Determining a useful boundary between what has historically been deemed a kayak rather than a decked, double-paddle canoe is something of a messy task and won’t be the goal of this short piece. Suffice it to say that, 150 years ago, the kayak was pretty much a boat made by and paddled almost exclusively by the Inuit. Meanwhile, the popularity of canoeing in the late nineteenth-century had caused the development of umpteen patented methods of shaping wood into the complex, curved forms required for a canoe (whether open or decked). Outside of its original Arctic context, efforts at commercial kayak construction continued to experiment well within sight its Inuit root, relying upon a waterproof skin stretched tight by an internal frame even well into the 20th century.

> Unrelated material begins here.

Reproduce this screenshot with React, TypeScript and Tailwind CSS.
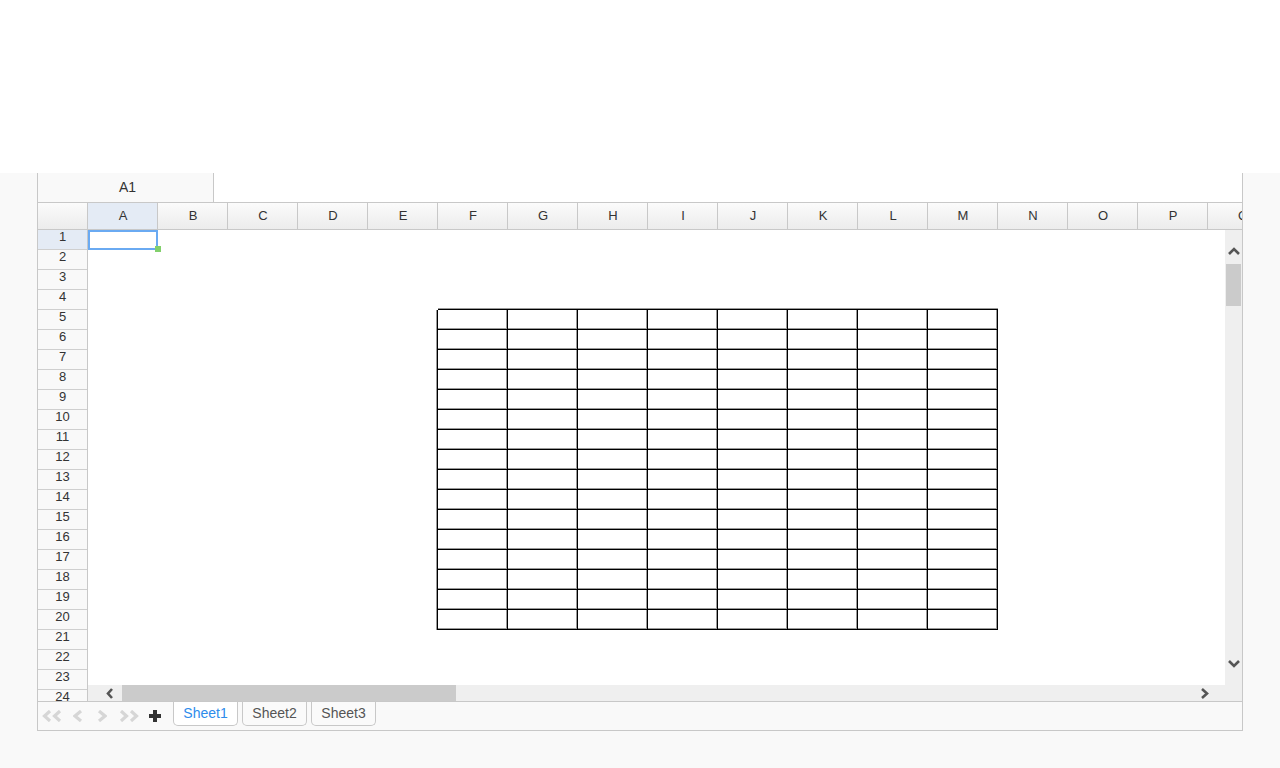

I find it very interesting that even the earliest commercial efforts at manufacturing kayaks adopted the principles of a collapsible design into their construction. Perhaps it was something about independence of the skin and the frame that encouraged this principle back then and which continues to the present. German inventor Johannes Klepper introduced his first folding model in 1906; just one year after another inventor had secured the first patent for a folding kayak. “Kleppers” continue to be made to this day.
The Canadian Canoe Museum has been slowly growing its fleet of collapsible kayaks for its collection as it explores this tradition and, earlier this year, our Collections Committee acquired a charming 10’6” Granta, made in the U.K. in 1932. Manufacturers also represented are/were based in Germany, the U.K., the United States and even Russia (we have not yet acquired one of Canadian-made Feathercraft’s elegant little boats)
If you haven’t already come across it, it is my delight to introduce you to an enchanting and innovative response to the challenges of a knockdown kayak. The tale reads something like a short story: young architectural student/paddler moves to big city/small apartment, forcing him to move his kayak into storage. Frustrated, fuelled by a desire to break through the constraints of urban paddling and also inspired by new applications for Origami, the concept for the “Oru” folding kayak is born.
One year ago, the company got a well-deserved start on Kickstarter with a 4-week goal to raise $80k. It managed to raise nearly a half–million in that month and Oru, now a three-person team, seems to be in production and reaching market well. We’ll certainly follow this story over the months to come and I, for one, am keen to try one out.